The challenge is being pursued on four fronts:

  • Ensuring the raw materials used in the iron making process or hot metal production is of a level of quality that minimises its use (iron ore, coking coal) and maximises resource efficiency.
  • Transfer of best practice performance across the industry to reduce the energy intensity of the steelmaking process as this affects CO2 emissions. Energy intensity can be influenced by many factors, which are manageable, as many organisations have proven.

The chart shows typical operating site reliability performance with the best-operating plants near the reference level.

  • Implementation of industry 4.0, smart or intelligent manufacturing as early as possible for the most energy-intensive processes. Evidence shows that smart control systems reduce variation making the process stable and efficient. This will be the case for any process. The priority is to introduce this in the most energy-intensive areas to industry 4.0 as soon as practical to have the biggest impact.
  • Investment in breakthrough technology needs to increase significantly to achieve the tight timeline for the CO2 emission reduction needed. Recent breakthrough programmes and technologies include ULCOS, which led to the HIsarna process in Europe, COURSE50 in Japan, the American Iron and Steel Institute programme in the US, and company-specific investments by POSCO in South Korea, China Steel Corporation in Taiwan, China, and Baowu in mainland China.Two recent projects using hydrogen as the reducing agent instead of carbon have been launched and show promise (HYBRIT in Sweden by SSAB and partners, H2FUTURE in Austria by voestalpine and partners). The reduction reaction is rapid and it requires more energy to create the heat (1300 – 1500°C) as well as generate the hydrogen. This means the energy (electricity) for the heat and hydrogen generation must be carbon-free for it to be effective in reducing CO2 intensity in steelmaking.
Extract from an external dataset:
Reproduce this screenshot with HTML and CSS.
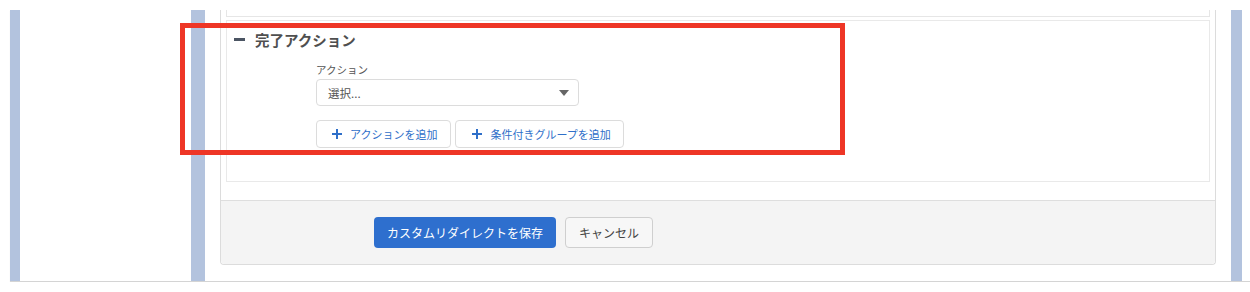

All the above contribute to meeting the challenge of climate change towards the 2°C scenario.

To progress the research and development for breakthrough technology, significant funding is required to support the research teams, and this cannot be supported by industry alone. Government and regional financial support (especially cross-border collaborative government support) will be needed for effective progress to be made.
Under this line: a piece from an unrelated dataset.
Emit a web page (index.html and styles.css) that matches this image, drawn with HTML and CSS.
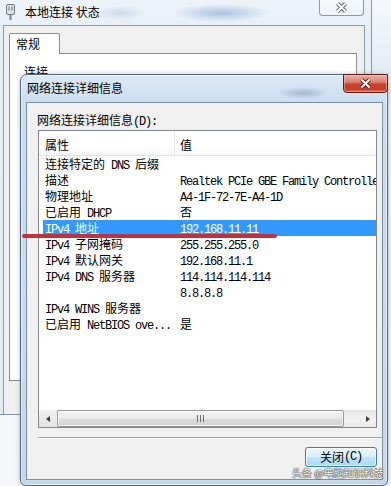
FILE: index.html
```html
<!DOCTYPE html>
<html lang="zh-CN">
<head>
<meta charset="utf-8">
<title>网络连接详细信息</title>
<link rel="stylesheet" href="styles.css">
</head>
<body>
  <section class="win back">
    <header class="tbar">
      <svg class="ticon" width="9" height="16" viewBox="0 0 9 16"><rect x="0.5" y="0.5" width="8" height="10" rx="1.5" fill="#dde1e6" stroke="#6f7780"/><rect x="2.5" y="2.5" width="1" height="4" fill="#6f7780"/><rect x="5.5" y="2.5" width="1" height="4" fill="#6f7780"/><rect x="3.5" y="11" width="2" height="5" fill="#7d858e"/></svg>
      <span class="ttext">本地连接 状态</span>
      <div class="xbtn inactive"><svg width="13" height="11" viewBox="0 0 13 11"><path d="M2.5 1.5 L10.5 9.5 M10.5 1.5 L2.5 9.5" stroke="#6a6a6a" stroke-width="4"/><path d="M2.5 1.5 L10.5 9.5 M10.5 1.5 L2.5 9.5" stroke="#fff" stroke-width="2"/></svg></div>
    </header>
    <div class="client">
      <div class="tabs"><div class="tab">常规</div></div>
      <div class="panel"><div class="grp">连接</div></div>
    </div>
  </section>

  <section class="win front">
    <header class="tbar">
      <span class="ttext">网络连接详细信息</span>
      <div class="xbtn red"><svg width="13" height="11" viewBox="0 0 13 11"><path d="M2.5 1.5 L10.5 9.5 M10.5 1.5 L2.5 9.5" stroke="#6b2018" stroke-width="4"/><path d="M2.5 1.5 L10.5 9.5 M10.5 1.5 L2.5 9.5" stroke="#fff" stroke-width="2"/></svg></div>
    </header>
    <div class="client">
      <div class="lbl">网络连接详细信息<span class="m">(D):</span></div>
      <div class="list">
        <div class="lhead"><div class="c1">属性</div><div class="c2">值</div></div>
        <div class="rows">
          <div class="row"><div class="c1">连接特定的<span class="m"> DNS </span>后缀</div><div class="c2"></div></div>
          <div class="row"><div class="c1">描述</div><div class="c2"><span class="m">Realtek PCIe GBE Family Controller</span></div></div>
          <div class="row"><div class="c1">物理地址</div><div class="c2"><span class="m">A4-1F-72-7E-A4-1D</span></div></div>
          <div class="row"><div class="c1">已启用<span class="m"> DHCP</span></div><div class="c2">否</div></div>
          <div class="row sel"><div class="c1"><span class="m">IPv4 </span>地址</div><div class="c2"><span class="m">192.168.11.11</span></div></div>
          <div class="row"><div class="c1"><span class="m">IPv4 </span>子网掩码</div><div class="c2"><span class="m">255.255.255.0</span></div></div>
          <div class="row"><div class="c1"><span class="m">IPv4 </span>默认网关</div><div class="c2"><span class="m">192.168.11.1</span></div></div>
          <div class="row"><div class="c1"><span class="m">IPv4 DNS </span>服务器</div><div class="c2"><span class="m">114.114.114.114</span></div></div>
          <div class="row"><div class="c1"></div><div class="c2"><span class="m">8.8.8.8</span></div></div>
          <div class="row"><div class="c1"><span class="m">IPv4 WINS </span>服务器</div><div class="c2"></div></div>
          <div class="row"><div class="c1">已启用<span class="m"> NetBIOS ove...</span></div><div class="c2">是</div></div>
        </div>
        <div class="hscroll">
          <div class="sbtn"><span class="tri left"></span></div>
          <div class="thumb"><span class="grip"></span></div>
          <div class="track"></div>
          <div class="sbtn"><span class="tri right"></span></div>
        </div>
      </div>
      <div class="sep"></div>
      <div class="foot"><div class="btn">关闭<span class="m">(C)</span></div></div>
    </div>
  </section>

  <div class="redline"></div>
  <div class="wm">头条 @电脑知识科技</div>
</body>
</html>
```
FILE: styles.css
```css
* { box-sizing: border-box; }
html, body { margin: 0; padding: 0; }
body {
  width: 391px;
  height: 486px;
  overflow: hidden;
  position: relative;
  background: linear-gradient(180deg, #f6f9fc 0px, #e3ecf4 70px, #f3f5f7 120px, #f5f6f7 100%);
  font-family: "Noto Sans CJK SC", sans-serif;
  font-size: 12px;
  color: #000;
}
.m {
  font-family: "Liberation Mono", monospace;
  font-size: 12px;
  letter-spacing: -1.2px;
}

/* windows */
.win {
  position: absolute;
  display: flex;
  flex-direction: column;
}
.tbar {
  position: relative;
  display: flex;
  align-items: flex-start;
  flex: none;
}
.ttext { line-height: 16px; white-space: nowrap; }

.xbtn {
  position: absolute;
  width: 45px;
  display: flex;
  align-items: center;
  justify-content: center;
  border-radius: 0 0 4px 4px;
}
.xbtn.inactive {
  top: 0;
  right: 7px;
  height: 21px;
  padding-top: 5px;
  border: 1px solid #8e99a5;
  border-top: none;
  background: linear-gradient(180deg, rgba(255,255,255,.6), rgba(240,245,250,.9));
}
.xbtn.red {
  top: -1px;
  right: -1px;
  height: 19px;
  border: 1px solid #5e1c15;
  background: linear-gradient(180deg, #eab0a2 0%, #dc8473 40%, #c8442f 55%, #c2402c 80%, #d5664f 100%);
  box-shadow: inset 0 0 0 1px rgba(255,210,200,.45);
}

/* back window */
.back {
  left: -5px;
  top: -6px;
  width: 377px;
  height: 421px;
  border: 1px solid #8796a6;
  border-radius: 6px;
  background: linear-gradient(180deg, #eef4fa 0%, #e6eef6 10%, #e3ecf5 100%);
}
.back .tbar {
  height: 30px;
  padding: 8px 0 0 10px;
  background:
    radial-gradient(ellipse 48px 9px at 225px 18px, rgba(150,180,215,.75), rgba(150,180,215,0)),
    radial-gradient(ellipse 24px 7px at 125px 18px, rgba(180,200,225,.6), rgba(180,200,225,0));
}
.back .ticon { margin-right: 10px; margin-top: 1px; }
.back .ttext { padding-top: 1px; }
.back .client {
  flex: 1;
  margin: 0 6px 0 7px;
  border: 1px solid #8f9baa;
  border-bottom: none;
  background: #f0f0f0;
  padding: 7px 7px 0 5px;
  display: flex;
  flex-direction: column;
}
.tabs { display: flex; height: 20px; position: relative; z-index: 1; }
.tab {
  width: 51px;
  height: 21px;
  background: #fff;
  border: 1px solid #898c95;
  border-bottom: none;
  border-radius: 2px 2px 0 0;
  padding-left: 6px;
  line-height: 19px;
}
.panel {
  height: 328px;
  background: #fff;
  border: 1px solid #898c95;
  padding: 10px 14px;
}
.grp { line-height: 16px; }

/* front window */
.front {
  left: 20px;
  top: 74px;
  width: 368px;
  height: 412px;
  border: 1px solid #52677e;
  border-radius: 7px 7px 6px 6px;
  background: linear-gradient(180deg, #dce9f6 0px, #cbdef0 28px, #c3d8ed 100%);
  box-shadow: 0 0 5px rgba(30,50,80,.3), inset 0 0 0 1px rgba(255,255,255,.55);
}
.front .tbar {
  height: 27px;
  padding: 5px 0 0 6px;
  background:
    radial-gradient(ellipse 26px 6px at 282px 18px, rgba(140,165,195,.7), rgba(140,165,195,0));
}
.front .client {
  flex: 1;
  margin: 0 4px 5px 5px;
  border: 1px solid #7b8ea3;
  background: #f0f0f0;
  padding-top: 9px;
  display: flex;
  flex-direction: column;
}
.lbl { line-height: 16px; padding-left: 10px; white-space: nowrap; }

.list {
  height: 298px;
  margin: 0 5px 0 11px;
  border: 1px solid #828790;
  background: #fff;
  display: flex;
  flex-direction: column;
  overflow: hidden;
}
.lhead {
  height: 25px;
  flex: none;
  display: flex;
  border-bottom: 1px solid #e2e3e6;
  background: linear-gradient(180deg, #fff 0%, #fff 60%, #f6f7f9 100%);
}
.lhead .c1 {
  width: 136px;
  border-right: 1px solid #e3e4e6;
  padding: 6px 0 0 6px;
  line-height: 16px;
}
.lhead .c2 { padding: 6px 0 0 5px; line-height: 16px; }

.rows { flex: 1; overflow: hidden; white-space: nowrap; }
.row {
  height: 16px;
  line-height: 16px;
  display: flex;
  margin-left: 4px;
  overflow: hidden;
}
.row .c1 { width: 137px; flex: none; padding-left: 2px; overflow: hidden; }
.row .c2 { flex: 1; overflow: hidden; }
.row.sel { background: #3399ff; color: #fff; }

.hscroll {
  height: 17px;
  flex: none;
  display: flex;
  background: linear-gradient(180deg, #e4e4e4, #f1f1f1 40%, #f1f1f1 70%, #e8e8e8);
}
.sbtn {
  width: 17px;
  flex: none;
  display: flex;
  align-items: center;
  justify-content: center;
}
.sbtn:first-child { background: linear-gradient(180deg, #f2f2f2, #e2e2e2); }
.tri { width: 0; height: 0; border-top: 3.5px solid transparent; border-bottom: 3.5px solid transparent; }
.tri.left { border-right: 4px solid #3c3c3c; }
.tri.right { border-left: 4px solid #3c3c3c; }
.thumb {
  width: 287px;
  flex: none;
  margin: 0 0 0 1px;
  border: 1px solid #979797;
  border-radius: 2px;
  background: linear-gradient(180deg, #f5f5f5 0%, #ececec 45%, #dcdcdc 55%, #d2d2d2 100%);
  box-shadow: inset 0 0 0 1px rgba(255,255,255,.7);
  display: flex;
  align-items: center;
  justify-content: center;
}
.grip {
  width: 7px;
  height: 7px;
  background: repeating-linear-gradient(90deg, #6f6f6f 0 1px, transparent 1px 3px);
}
.track { flex: 1; }

.sep {
  margin: 9px 0 0 11px;
  height: 2px;
  border-top: 1px solid #a0a0a0;
  border-bottom: 1px solid #fff;
  flex: none;
}
.foot { display: flex; justify-content: flex-end; padding-right: 5px; margin-top: 8px; }
.btn {
  width: 72px;
  height: 20px;
  border: 1px solid #3c7fb1;
  border-radius: 3px;
  background: linear-gradient(180deg, #eaf6fd 0%, #d9f0fc 48%, #bee6fd 52%, #a7d9f5 100%);
  box-shadow: inset 0 0 0 1px rgba(255,255,255,.75);
  display: flex;
  align-items: center;
  justify-content: center;
  line-height: 16px;
}

/* overlays */
.redline {
  position: absolute;
  left: 22px;
  top: 234px;
  width: 255px;
  height: 4px;
  border-radius: 2px;
  background: #c2303d;
}
.wm {
  position: absolute;
  left: 292px;
  top: 467px;
  white-space: nowrap;
  font-size: 10px;
  line-height: 11px;
  color: #fff;
  text-shadow: 0 0 1px #333, 0 0 1px #333, 0 0 1px #333;
}
```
In the interim, carbon capture utilisation and storage (CCUS) and carbon capture and storage (CCS) technologies will be required to store or use CO2 in other applications if society wishes to reach the 2°C scenario. These two processes will be needed until more radical breakthrough technologies become available.

Add your comment here:

Add your comment here:

  • Even though CCUS & CCS are good systems for controlling carbon emissions, utilization of Hydrogen as reducing agent is the best system and there is no carbon generation during reducing the process.

  • A thoughtful case made for the need for strategic support for the steel industry players and partner organisations who will lead the technology development. Steel manufacture in truly colossal volumes is needed for the foreseeable future. Instead of trade wars we should encourage state aid in exchange for shared technology. The best companies will survive open sharing by developing innovative steel products and providing great service at the customer-facing end of our supply chains.

  • Awesome efforts on how a mature industry is facing the new global challenges with technology; research, development and investments !!!!!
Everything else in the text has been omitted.